**Instructions to follow:** Find the line with "Rebuild this screenshot" and the line with "The picture is", then repeat both of them and every line in between exactly. Omit the pictures.

**Available data:**
◆ ◆ ◆ ◆ ◆ ◆ ◆

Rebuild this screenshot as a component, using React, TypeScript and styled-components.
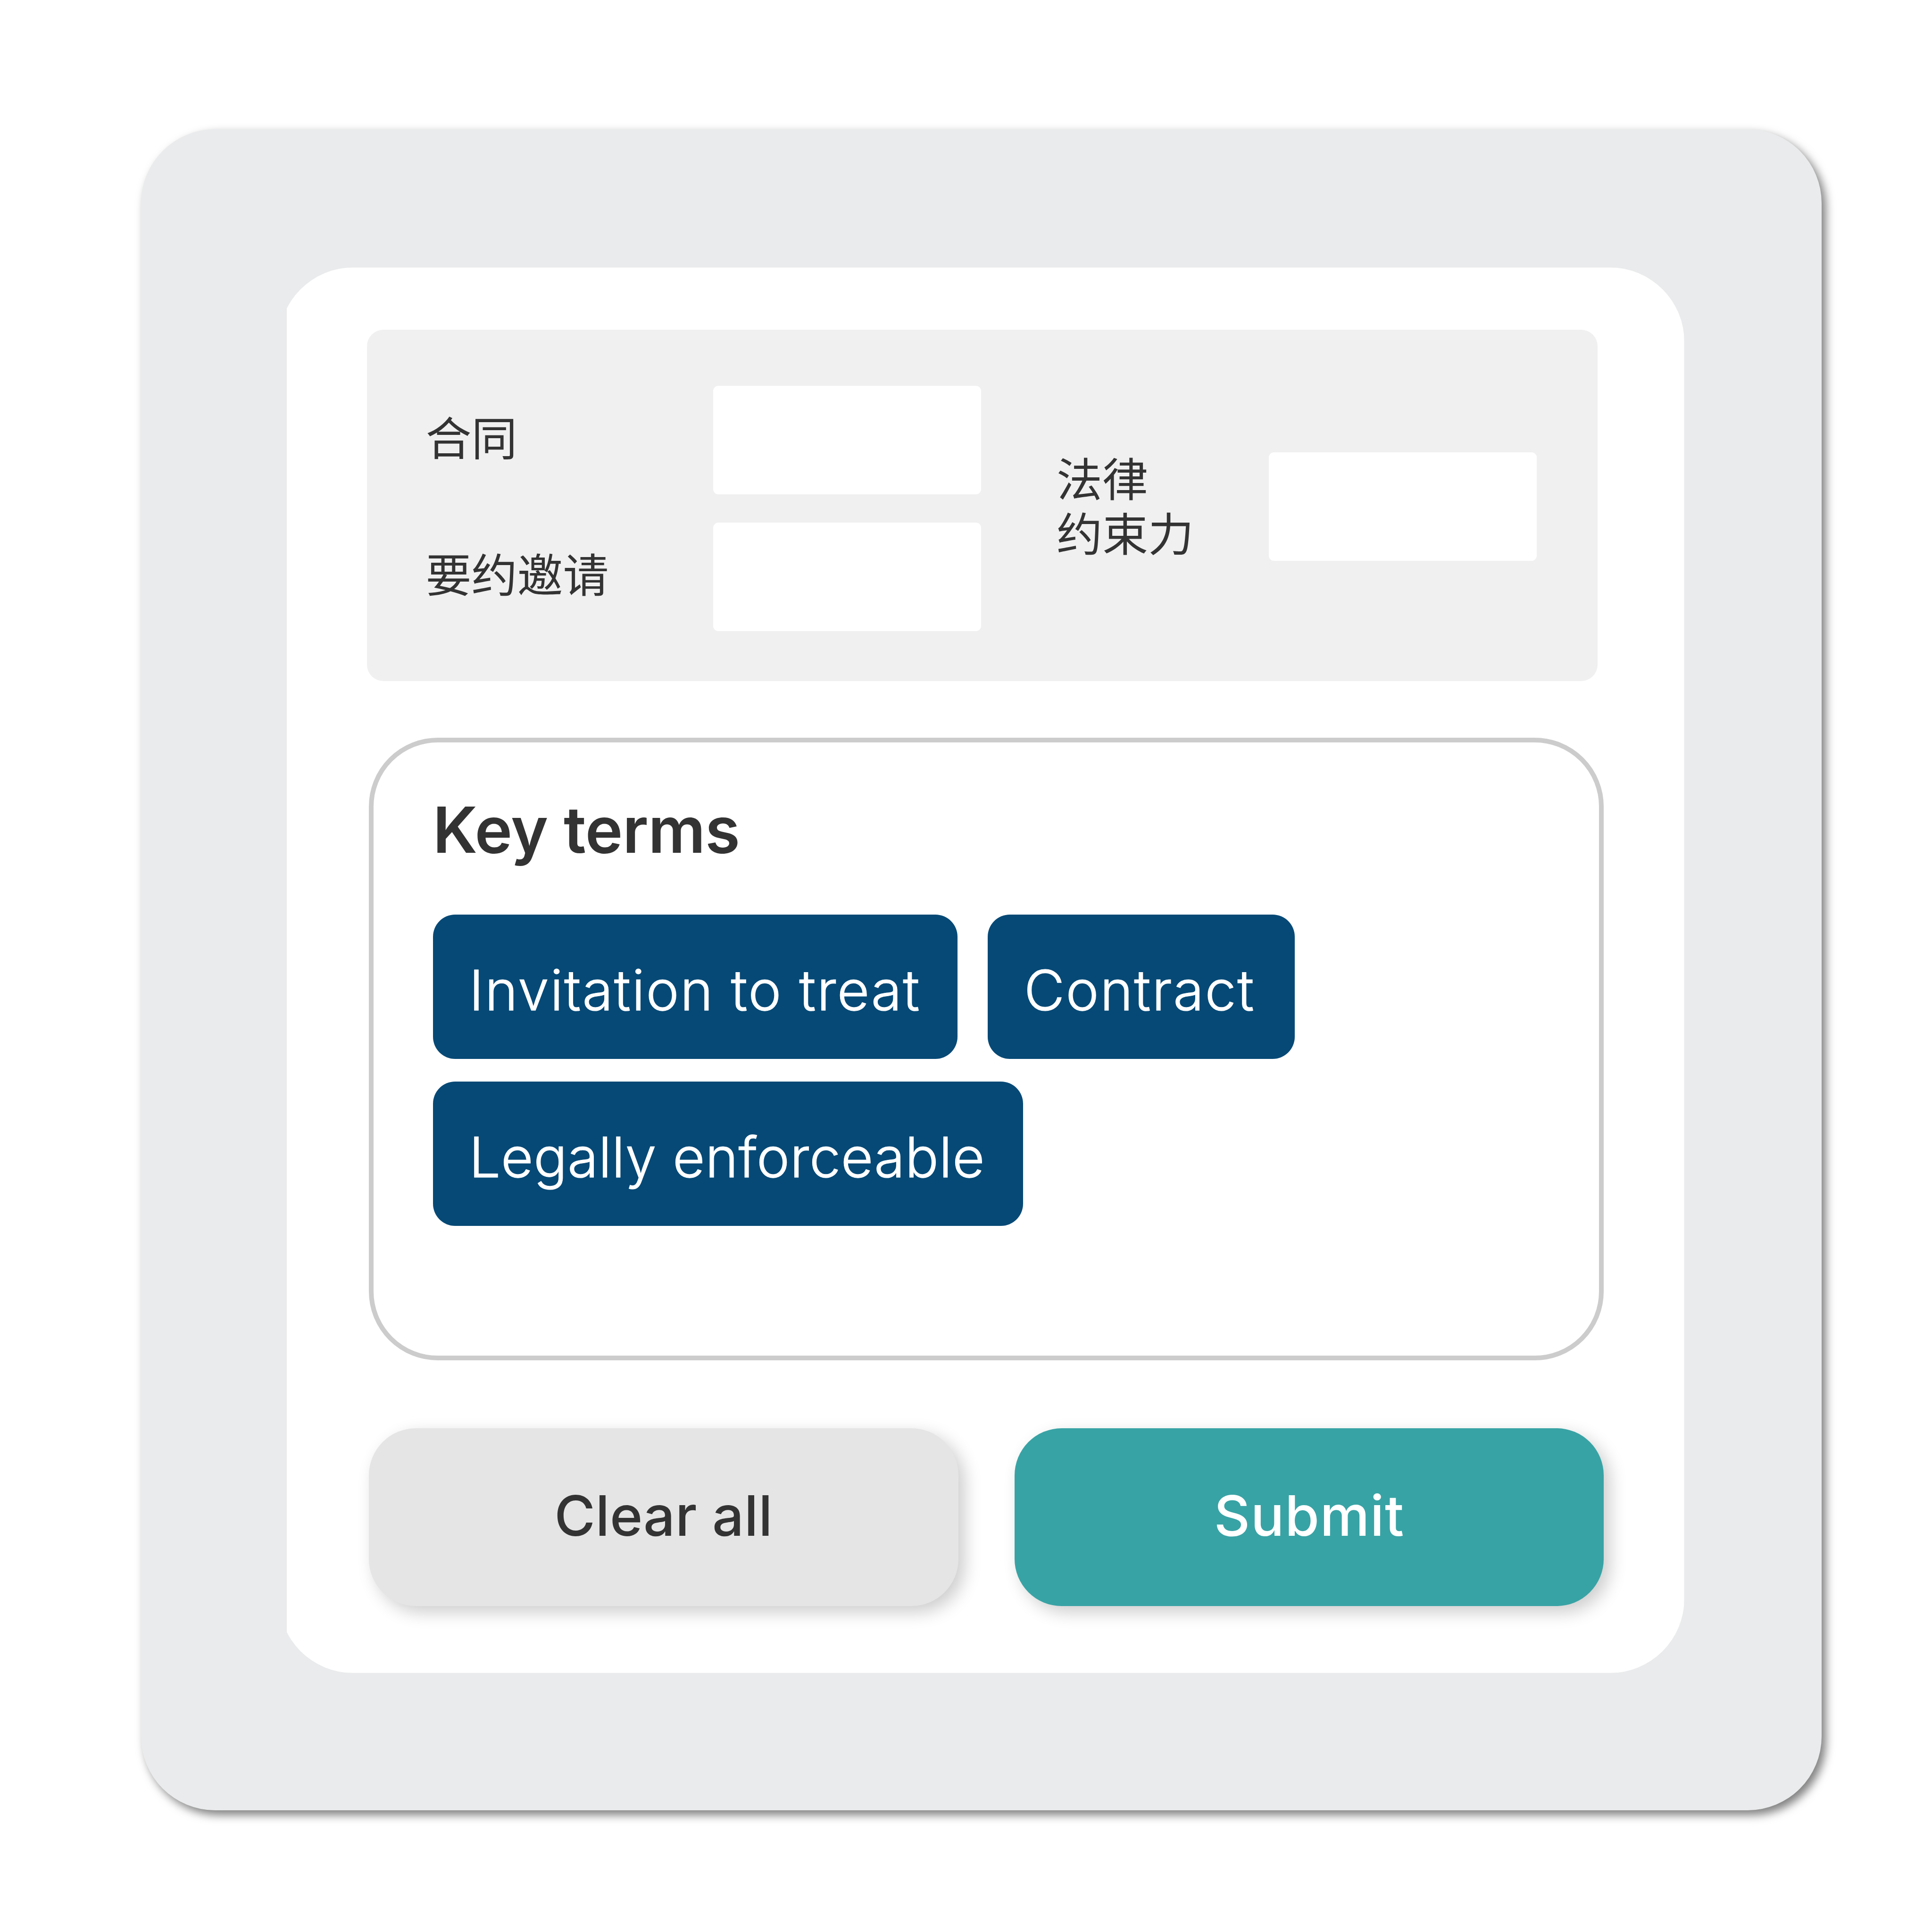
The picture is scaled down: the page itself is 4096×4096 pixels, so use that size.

◆ ◆ ◆ ◆ ◆ ◆ ◆

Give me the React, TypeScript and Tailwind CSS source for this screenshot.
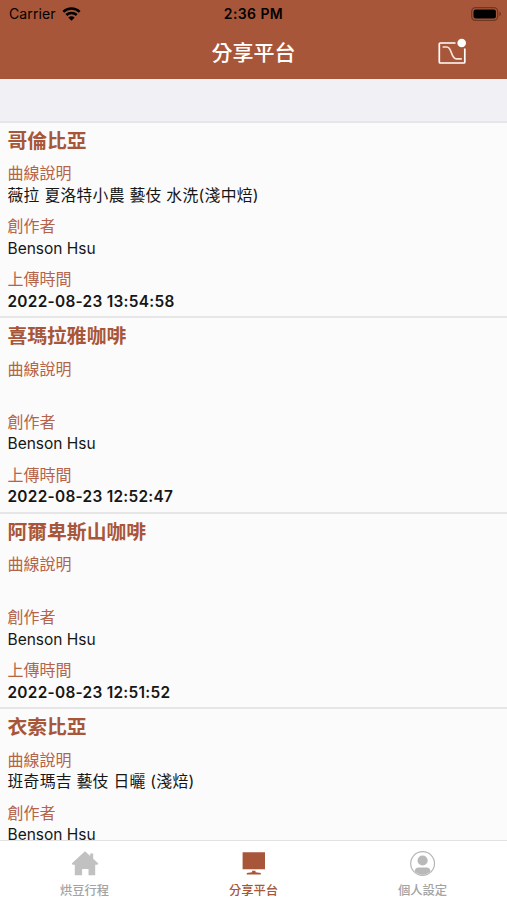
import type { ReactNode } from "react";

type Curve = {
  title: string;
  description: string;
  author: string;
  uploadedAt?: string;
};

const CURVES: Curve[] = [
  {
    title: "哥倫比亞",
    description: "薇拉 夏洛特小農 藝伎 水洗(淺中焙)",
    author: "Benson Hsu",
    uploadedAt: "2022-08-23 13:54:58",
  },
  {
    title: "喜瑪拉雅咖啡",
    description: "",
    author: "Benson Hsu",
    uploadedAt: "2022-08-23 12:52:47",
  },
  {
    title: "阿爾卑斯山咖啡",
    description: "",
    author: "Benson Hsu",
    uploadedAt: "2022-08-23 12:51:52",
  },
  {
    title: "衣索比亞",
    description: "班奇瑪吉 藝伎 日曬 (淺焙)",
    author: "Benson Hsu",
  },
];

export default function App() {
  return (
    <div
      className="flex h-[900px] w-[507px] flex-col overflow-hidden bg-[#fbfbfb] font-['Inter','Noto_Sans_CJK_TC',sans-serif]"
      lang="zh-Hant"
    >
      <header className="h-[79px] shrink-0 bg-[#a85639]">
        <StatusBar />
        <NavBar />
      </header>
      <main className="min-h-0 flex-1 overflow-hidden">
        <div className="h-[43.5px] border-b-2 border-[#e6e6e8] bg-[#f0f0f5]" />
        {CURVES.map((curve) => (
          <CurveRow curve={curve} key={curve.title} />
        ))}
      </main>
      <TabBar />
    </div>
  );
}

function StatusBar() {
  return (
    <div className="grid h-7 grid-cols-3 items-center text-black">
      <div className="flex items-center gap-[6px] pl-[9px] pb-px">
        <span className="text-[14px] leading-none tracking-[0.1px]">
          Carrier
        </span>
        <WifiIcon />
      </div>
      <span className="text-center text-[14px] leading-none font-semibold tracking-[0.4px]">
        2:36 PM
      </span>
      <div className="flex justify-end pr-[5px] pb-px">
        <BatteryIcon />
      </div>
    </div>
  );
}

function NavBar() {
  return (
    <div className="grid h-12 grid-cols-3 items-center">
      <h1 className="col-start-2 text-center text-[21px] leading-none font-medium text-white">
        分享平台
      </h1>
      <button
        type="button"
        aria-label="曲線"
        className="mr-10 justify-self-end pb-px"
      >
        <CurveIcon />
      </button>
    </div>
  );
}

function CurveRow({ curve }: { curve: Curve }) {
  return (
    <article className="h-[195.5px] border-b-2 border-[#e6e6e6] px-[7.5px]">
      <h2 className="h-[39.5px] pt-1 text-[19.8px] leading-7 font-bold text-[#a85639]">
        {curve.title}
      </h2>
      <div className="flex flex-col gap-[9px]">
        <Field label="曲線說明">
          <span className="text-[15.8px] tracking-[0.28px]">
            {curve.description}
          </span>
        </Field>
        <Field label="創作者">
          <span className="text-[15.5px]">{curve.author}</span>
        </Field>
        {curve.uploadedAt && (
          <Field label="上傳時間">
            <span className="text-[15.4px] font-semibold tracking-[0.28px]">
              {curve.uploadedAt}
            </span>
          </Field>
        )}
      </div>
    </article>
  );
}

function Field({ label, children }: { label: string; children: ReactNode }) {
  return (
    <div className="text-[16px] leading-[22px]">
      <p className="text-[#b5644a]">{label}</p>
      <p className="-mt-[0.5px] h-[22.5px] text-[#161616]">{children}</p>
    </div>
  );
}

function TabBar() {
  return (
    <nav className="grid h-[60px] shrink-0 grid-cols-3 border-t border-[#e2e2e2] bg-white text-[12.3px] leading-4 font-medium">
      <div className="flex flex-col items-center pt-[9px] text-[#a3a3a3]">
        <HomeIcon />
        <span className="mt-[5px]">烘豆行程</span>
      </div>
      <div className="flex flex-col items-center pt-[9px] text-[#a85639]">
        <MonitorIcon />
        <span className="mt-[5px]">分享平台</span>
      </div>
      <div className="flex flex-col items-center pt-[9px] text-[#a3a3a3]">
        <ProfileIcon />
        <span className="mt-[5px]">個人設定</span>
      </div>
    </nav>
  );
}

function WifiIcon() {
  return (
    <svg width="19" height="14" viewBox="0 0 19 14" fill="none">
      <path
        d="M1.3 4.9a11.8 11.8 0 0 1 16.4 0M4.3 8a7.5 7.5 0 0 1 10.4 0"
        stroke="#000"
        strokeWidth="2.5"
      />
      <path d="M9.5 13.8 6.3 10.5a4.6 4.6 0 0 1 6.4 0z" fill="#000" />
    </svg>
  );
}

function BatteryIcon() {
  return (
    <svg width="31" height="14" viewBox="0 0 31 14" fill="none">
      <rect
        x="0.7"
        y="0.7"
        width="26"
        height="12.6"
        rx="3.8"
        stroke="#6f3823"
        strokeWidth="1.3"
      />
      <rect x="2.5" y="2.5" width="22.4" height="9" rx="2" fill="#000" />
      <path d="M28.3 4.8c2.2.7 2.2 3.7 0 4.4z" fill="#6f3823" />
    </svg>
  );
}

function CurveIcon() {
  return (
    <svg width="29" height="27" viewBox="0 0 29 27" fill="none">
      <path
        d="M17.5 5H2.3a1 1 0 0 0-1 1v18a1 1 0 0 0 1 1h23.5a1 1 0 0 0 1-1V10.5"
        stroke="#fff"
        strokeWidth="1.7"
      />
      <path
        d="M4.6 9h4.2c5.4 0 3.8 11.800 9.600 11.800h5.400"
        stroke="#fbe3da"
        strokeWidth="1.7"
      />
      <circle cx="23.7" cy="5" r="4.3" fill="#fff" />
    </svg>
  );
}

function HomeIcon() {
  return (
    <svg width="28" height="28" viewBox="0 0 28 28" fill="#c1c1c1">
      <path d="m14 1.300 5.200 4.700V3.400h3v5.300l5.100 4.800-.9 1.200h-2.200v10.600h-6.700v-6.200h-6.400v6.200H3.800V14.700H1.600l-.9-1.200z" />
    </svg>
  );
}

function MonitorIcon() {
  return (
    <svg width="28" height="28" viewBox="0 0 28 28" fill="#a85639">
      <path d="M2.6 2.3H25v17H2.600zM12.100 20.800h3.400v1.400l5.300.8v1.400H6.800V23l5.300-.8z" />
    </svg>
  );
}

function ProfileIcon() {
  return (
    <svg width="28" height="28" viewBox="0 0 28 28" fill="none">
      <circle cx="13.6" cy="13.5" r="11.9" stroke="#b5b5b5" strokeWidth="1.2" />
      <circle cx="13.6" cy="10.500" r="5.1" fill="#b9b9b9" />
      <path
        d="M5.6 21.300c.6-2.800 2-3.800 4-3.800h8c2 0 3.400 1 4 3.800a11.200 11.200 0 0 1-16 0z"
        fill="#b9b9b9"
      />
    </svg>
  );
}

◆ ◆ ◆ ◆ ◆ ◆ ◆

**Response to the task:**
Rebuild this screenshot as a component, using React, TypeScript and styled-components.
The picture is scaled down: the page itself is 4096×4096 pixels, so use that size.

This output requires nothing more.